Serialisation use in Behave has gone through a couple of distinct phases:

.net binary serialiser for asset.
protobuf-net for asset.
protobuf-net for asset and remote debugger protocol.
JSON for asset, protobuf-net for remote debugger protocol.

Additionally I’ve used protobuf-net for runtime saving or build pipelines on various client projects.

Aside from speed and compression, protobuf-net vs. the .net binary serialiser was also an escape of the frustrating lack of support for versioning or even simple structural refactors of serialised types. The switch to JSON for the .behave asset files of-course came when I decided that merge-ability could be a fun thing to support.

On top of this general migration, I also went through a couple of different protobuf-net integrations – as my use cases and requirements changed. It just so happens that this gave me full coverage of the three approaches supported by protobuf-net, so no need for extra research before writing this post. Win!

Integration

For serialisation to work, you need a a serialiser and a schema. Protobuf-net offers a couple of ways for you to provide those:

[Attribute] markup with runtime generated serialiser.
[Attribute] markup with pre-generated serialiser.
.proto file description with pre-generated serialiser.

I did this list in order of simplicity, which also happens to be the order in which I switched through them in the integration with Behave.

The first option is very .net esque and protobuf-net is indeed compatible both with its own serialisation attributes and the more general-purpose .net serialisation attributes. However since your interest here is in a Unity context, I’m sure that you have already spotted the problem with this approach.

Given that my initial use for protobuf-net was just for asset serialisation (which is editor-time only), I had no problem with the serialisation solution relying on JIT compilation in order to construct the serialiser at runtime. However as soon as I expanded my use case to include the runtime debugger, relying on JIT would mean not supporting the debugger on AOT platforms like iOS and consoles. Further, as Unity continues transitioning to their IL2CPP solution, you’re looking at a future where most will want to do AOT on all platforms.

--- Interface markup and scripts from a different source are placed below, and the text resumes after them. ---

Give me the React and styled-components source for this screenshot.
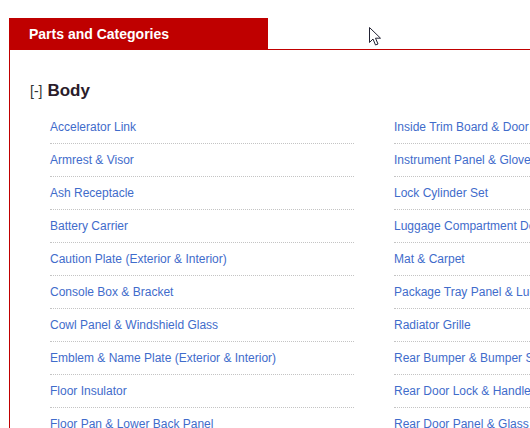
import React from 'react';
import styled, { createGlobalStyle } from 'styled-components';

const GlobalStyle = createGlobalStyle`
  html, body {
    margin: 0;
    padding: 0;
    background: #fff;
    overflow: hidden;
  }
  body {
    font-family: "Liberation Sans", Arial, sans-serif;
  }
`;

const Page = styled.div`
  position: relative;
  width: 530px;
  height: 428px;
  padding: 18px 0 0 9px;
  box-sizing: border-box;
  overflow: hidden;
`;

const Panel = styled.section`
  border-left: 1px solid #c00000;
  width: 900px;
`;

const Header = styled.div`
  display: flex;
  border-bottom: 1px solid #c00000;
`;

const Tab = styled.h2`
  margin: 0;
  width: 258px;
  height: 31px;
  box-sizing: border-box;
  padding-left: 19px;
  background: #bf0000;
  color: #fff;
  font-size: 14px;
  font-weight: bold;
  line-height: 32px;
`;

const Content = styled.div`
  padding: 31px 0 0 20px;
`;

const Heading = styled.h3`
  margin: 0 0 10px;
  height: 20px;
  display: flex;
  align-items: center;
  gap: 5px;
  color: #2b1d2b;
`;

const Toggle = styled.span`
  font-size: 14px;
  font-weight: normal;
  color: #333;
`;

const Title = styled.span`
  font-size: 17px;
  font-weight: bold;
`;

const Columns = styled.div`
  display: flex;
  gap: 40px;
  padding-left: 20px;
`;

const List = styled.ul`
  list-style: none;
  margin: 0;
  padding: 0;
  width: 304px;
  flex-shrink: 0;
`;

const Item = styled.li`
  padding: 9px 0;
  font-size: 12px;
  line-height: 14px;
  border-bottom: 1px dotted #c4c4c4;
  white-space: nowrap;
`;

const Link = styled.a`
  font-size: 12px;
  color: #3f6ccb;
  text-decoration: none;
`;

const Cursor = styled.svg`
  position: absolute;
  left: 369px;
  top: 27px;
`;

const left = [
  'Accelerator Link',
  'Armrest & Visor',
  'Ash Receptacle',
  'Battery Carrier',
  'Caution Plate (Exterior & Interior)',
  'Console Box & Bracket',
  'Cowl Panel & Windshield Glass',
  'Emblem & Name Plate (Exterior & Interior)',
  'Floor Insulator',
  'Floor Pan & Lower Back Panel',
];

const right = [
  'Inside Trim Board & Door Trim',
  'Instrument Panel & Glove Compartment',
  'Lock Cylinder Set',
  'Luggage Compartment Door & Lock',
  'Mat & Carpet',
  'Package Tray Panel & Luggage Compartment',
  'Radiator Grille',
  'Rear Bumper & Bumper Stay',
  'Rear Door Lock & Handle',
  'Rear Door Panel & Glass',
];

export default function App() {
  return (
    <>
      <GlobalStyle />
      <Page>
        <Panel>
          <Header>
            <Tab>Parts and Categories</Tab>
          </Header>
          <Content>
            <Heading>
              <Toggle>[-]</Toggle>
              <Title>Body</Title>
            </Heading>
            <Columns>
              {[left, right].map((col, i) => (
                <List key={i}>
                  {col.map((name) => (
                    <Item key={name}>
                      <Link href="#">{name}</Link>
                    </Item>
                  ))}
                </List>
              ))}
            </Columns>
          </Content>
        </Panel>
        <Cursor width="13" height="20" viewBox="0 0 13 20">
          <path
            d="M0.5 0.5 L0.5 15.5 L4 12 L6.5 18 L9 17 L6.5 11.2 L11.5 11.2 Z"
            fill="#fff"
            stroke="#222233"
            strokeWidth="1"
            strokeLinejoin="miter"
          />
        </Cursor>
      </Page>
    </>
  );
}
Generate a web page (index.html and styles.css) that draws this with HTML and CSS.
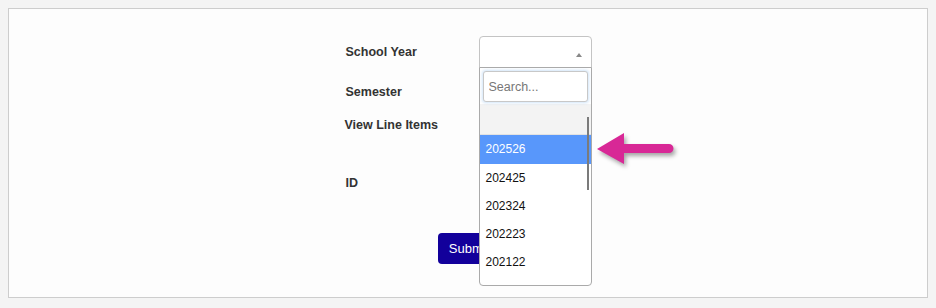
FILE: index.html
```html
<!doctype html>
<html>
<head>
	<meta charset="utf-8">
	<title>Report filter</title>
	<link rel="stylesheet" href="styles.css">
</head>
<body>
	<div class="card">
		<form class="filter">
			<div class="row row-year">
				<label class="lbl">School Year</label>
				<div class="select">
					<span class="caret"></span>

					<div class="dropdown">
						<div class="search-wrap">
							<input class="search" type="text" placeholder="Search...">
						</div>
						<ul class="results">
							<li class="opt opt-empty"></li>
							<li class="opt opt-active">202526</li>
							<li class="opt">202425</li>
							<li class="opt">202324</li>
							<li class="opt">202223</li>
							<li class="opt">202122</li>
						</ul>
						<span class="scrollbar"></span>
					</div>

					<svg class="pointer" width="90" height="46" viewBox="0 0 90 46">
						<path d="M7 23 L34 7 L34 18 L79 18 A4.5 4.5 0 0 1 79 27 L34 27 L34 38 Z" fill="#d82896"/>
					</svg>
				</div>
			</div>
			<div class="row row-sem">
				<label class="lbl">Semester</label>
			</div>
			<div class="row row-lines">
				<label class="lbl lbl-tight">View Line Items</label>
			</div>
			<div class="row row-id">
				<label class="lbl">ID</label>
			</div>
			<div class="actions">
				<button class="btn" type="button">Submit</button>
			</div>
		</form>
	</div>
</body>
</html>
```

FILE: styles.css
```css
body {
	margin: 8px;
	background: #f4f4f4;
	font-family: "Liberation Sans", Arial, sans-serif;
}

.card {
	height: 288px;
	border: 1px solid #cdcdcd;
	background: #fdfdfd;
	display: flex;
	justify-content: center;
}

.filter {
	width: 247px;
	padding-top: 27px;
}

.row {
	display: flex;
	align-items: center;
}

.row-year {
	height: 32px;
}

.row-sem {
	height: 46px;
	margin-top: 1px;
}

.row-lines {
	height: 20px;
}

.row-id {
	height: 96px;
}

.lbl {
	box-sizing: border-box;
	width: 134px;
	padding-left: 1px;
	font-size: 12.5px;
	font-weight: bold;
	color: #333;
}

.lbl-tight {
	padding-left: 0;
}

/* select with open dropdown */
.select {
	position: relative;
	box-sizing: border-box;
	width: 113px;
	height: 32px;
	border: 1px solid #c4c4c4;
	border-radius: 4px 4px 0 0;
	background: #fff;
}

.caret {
	position: absolute;
	right: 9px;
	top: 16px;
	width: 0;
	height: 0;
	border-left: 3px solid transparent;
	border-right: 3px solid transparent;
	border-bottom: 4px solid #888;
}

.dropdown {
	position: absolute;
	left: -1px;
	top: 30px;
	box-sizing: border-box;
	width: 113px;
	height: 219px;
	border: 1px solid #aaa;
	border-radius: 0 0 4px 4px;
	background: #fff;
	overflow: hidden;
	z-index: 2;
}

.search-wrap {
	padding: 3px 2px 2px 3px;
}

.search {
	box-sizing: border-box;
	width: 105px;
	height: 31px;
	margin: 0;
	padding: 0 5px;
	border: 1px solid #c8c8c8;
	border-radius: 3px;
	box-shadow: 0 0 3px 1px rgba(150, 195, 240, 0.45);
	font-family: inherit;
	font-size: 12.5px;
	outline: none;
}

.search::placeholder {
	color: #777;
}

.results {
	list-style: none;
	margin: 0;
	padding: 0;
}

.opt {
	height: 28px;
	line-height: 28px;
	padding-left: 6px;
	font-size: 12px;
	color: #111;
}

.opt-empty {
	height: 31px;
	background: #f3f3f3;
	border-bottom: 1px solid #e2e2e2;
	box-sizing: border-box;
}

.opt-active {
	height: 29px;
	line-height: 29px;
	background: #5897fb;
	color: #fff;
}

.scrollbar {
	position: absolute;
	right: 2px;
	top: 49px;
	width: 2px;
	height: 73px;
	background: #7b7b7b;
}

.pointer {
	position: absolute;
	left: 110px;
	top: 89px;
	overflow: visible;
	filter: drop-shadow(2px 3px 2px rgba(0, 0, 0, 0.35));
	z-index: 3;
}

.actions {
	display: flex;
	justify-content: center;
	margin-top: 2px;
	padding-left: 2px;
}

.btn {
	height: 31px;
	padding: 0 11px;
	border: none;
	border-radius: 4px;
	background: #12009b;
	color: #fff;
	font-family: inherit;
	font-size: 13px;
}
```
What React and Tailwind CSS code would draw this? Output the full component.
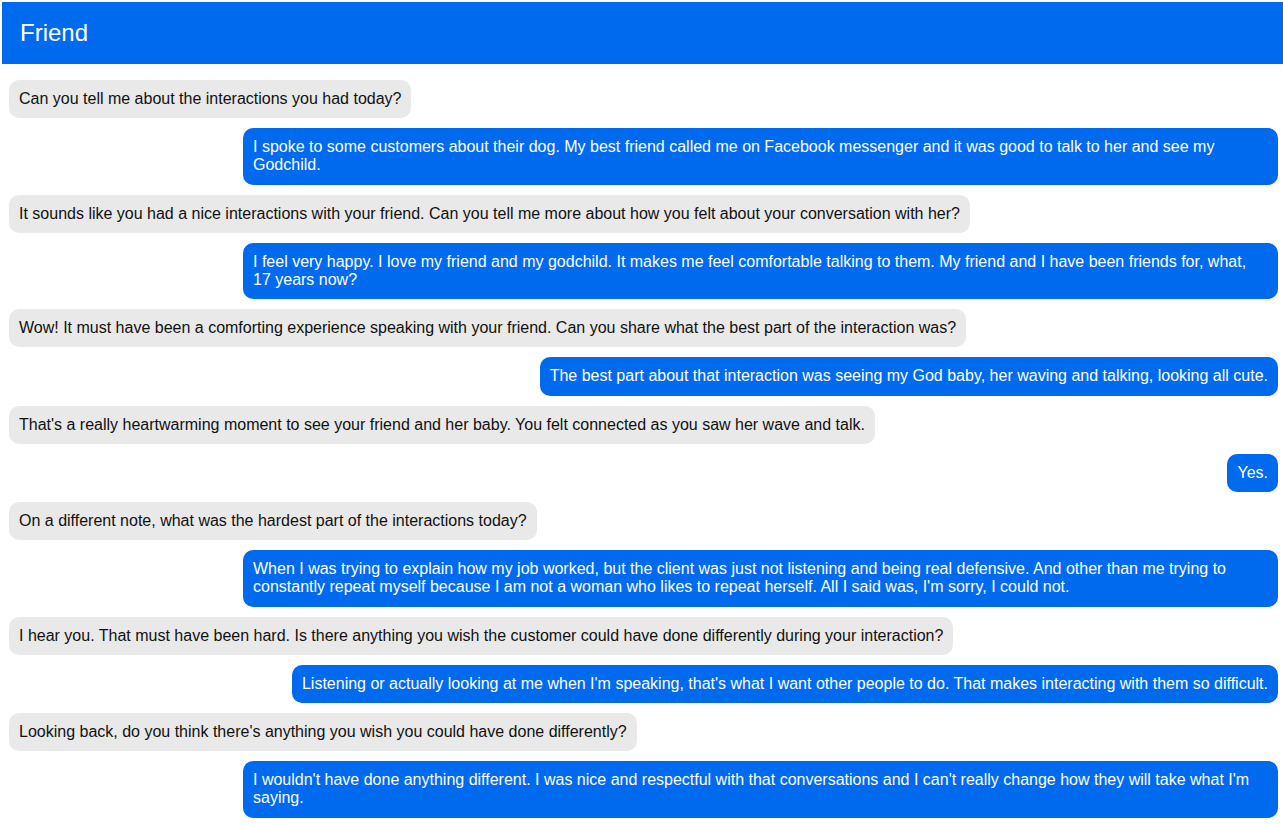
const messages = [
  { from: "bot", text: "Can you tell me about the interactions you had today?" },
  { from: "me", text: "I spoke to some customers about their dog. My best friend called me on Facebook messenger and it was good to talk to her and see my Godchild." },
  { from: "bot", text: "It sounds like you had a nice interactions with your friend. Can you tell me more about how you felt about your conversation with her?" },
  { from: "me", text: "I feel very happy. I love my friend and my godchild. It makes me feel comfortable talking to them. My friend and I have been friends for, what, 17 years now?" },
  { from: "bot", text: "Wow! It must have been a comforting experience speaking with your friend. Can you share what the best part of the interaction was?" },
  { from: "me", text: "The best part about that interaction was seeing my God baby, her waving and talking, looking all cute." },
  { from: "bot", text: "That's a really heartwarming moment to see your friend and her baby. You felt connected as you saw her wave and talk." },
  { from: "me", text: "Yes." },
  { from: "bot", text: "On a different note, what was the hardest part of the interactions today?" },
  { from: "me", text: "When I was trying to explain how my job worked, but the client was just not listening and being real defensive. And other than me trying to constantly repeat myself because I am not a woman who likes to repeat herself. All I said was, I'm sorry, I could not." },
  { from: "bot", text: "I hear you. That must have been hard. Is there anything you wish the customer could have done differently during your interaction?" },
  { from: "me", text: "Listening or actually looking at me when I'm speaking, that's what I want other people to do. That makes interacting with them so difficult." },
  { from: "bot", text: "Looking back, do you think there's anything you wish you could have done differently?" },
  { from: "me", text: "I wouldn't have done anything different. I was nice and respectful with that conversations and I can't really change how they will take what I'm saying." },
];

export default function App() {
  return (
    <div className="min-h-screen bg-white pt-[2px] pl-[2px] font-['Liberation_Sans',Arial,sans-serif]">
      <div className="h-[62px] bg-[#006AEE] flex items-center px-[18px]">
        <h1 className="text-white text-[24px] leading-none">Friend</h1>
      </div>
      <div className="flex flex-col gap-[10px] pl-[7px] pr-[5px] pt-[16px] pb-[8px]">
        {messages.map((m, i) => (
          <div key={i} className={m.from === "me" ? "flex justify-end" : "flex justify-start"}>
            <div
              className={
                m.from === "me"
                  ? "max-w-[1035px] rounded-[10px] bg-[#006AEE] text-white px-[10px] py-[10px] text-[16px] leading-[18.2px]"
                  : "max-w-[1035px] rounded-[10px] bg-[#E9E9E9] text-[#111] px-[10px] py-[10px] text-[16px] leading-[18.2px]"
              }
            >
              {m.text}
            </div>
          </div>
        ))}
      </div>
    </div>
  );
}
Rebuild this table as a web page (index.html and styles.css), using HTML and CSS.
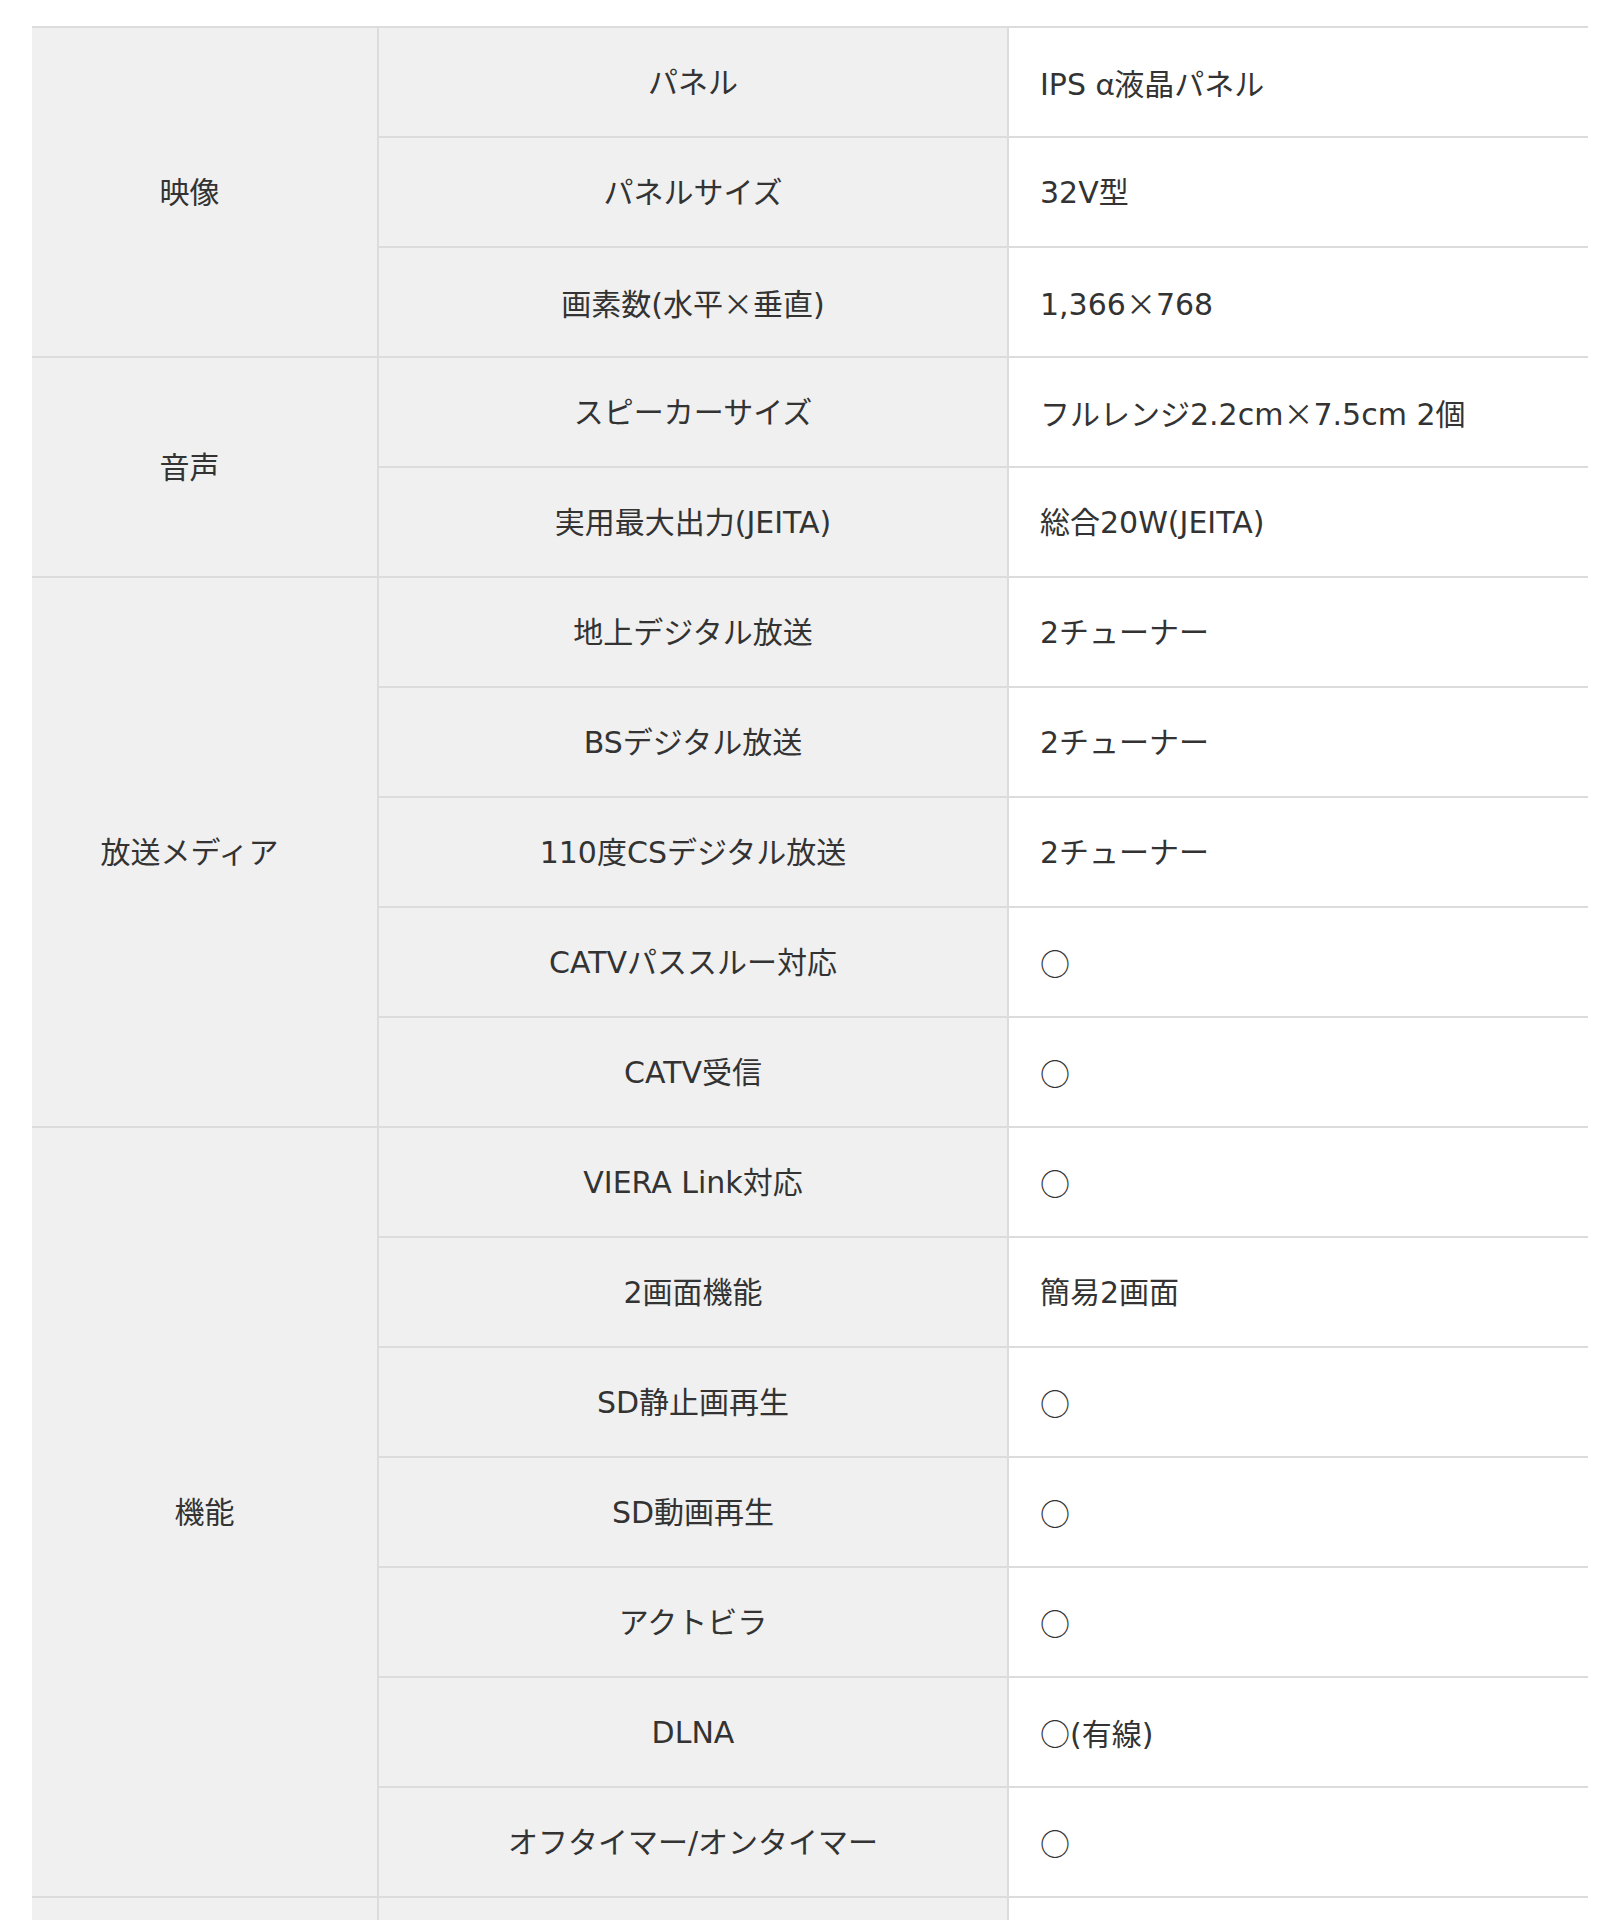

So when introducing the remote debugger (previous debugger implementation was just 100% in-editor), I started to pre-generate the serialiser. This entails feeding your compiled assembly with [Attribute] markup to the protobuf-net precompile tool, which in turn generates an assembly with the serialiser type. For an example of how I used to do that, here’s a snippet of perl.

Extraction

Everything works! Win, right? Well… as I was expanding debugger support to non-C# targets and doing a general code cleanup, I got increasingly annoyed by having serialisation implementation detail in my general data type code. So I started looking at how protobuf-net supports the standard protobuf .proto format for schema definition.

As things stand, it takes a bit of work – specifically this work – to get going, but once there it is solid. In stead of using the precompile tool, you need to build and run the protogen tool from the protobuf-net repository. If you’re on Windows, things may just work straight out of the gate, but you may want to see what is in my patch anyway.

So how does this work? Well, the input is no longer [attribute] marked assemblies, but in stead a .proto definition file. You can find great detail on that in the general protobuf documentation, but you may want to consult the protobuf-net docs for implementation specifics/limits. Also, the output is not an assembly, but simply a C# file.

Keep in mind that protogen relies on the protoc tool from the general Google protobuf tools. I fetched this from homebrew as the “protobuf” package.

Again I have a snippet of perl to illustrate use – as well as an example .proto file. In this case the Behave debugger protocol definition.

Using this approach, I now have a nicely separated codebase and no duplication of schema definition between the C# debugger runtime and others. One trick remains though…

Object pooling

A mildly active Behave debugger session involves a lot of messages. I have very little interest in blowing up the garbage collector by constantly instantiating new messages and leaving them to get collected. So how do we integrate an object pool setup with the generated protobuf-net serialiser?

While not exactly as pretty as I would like, my answer is making use of the partialness of the generated types – in order to add a static pool and -constructor to hook it up.

And that’s pretty much what I’ve got. If I missed something or you have related questions, feel free to ping me and I’ll try to update this post when I can.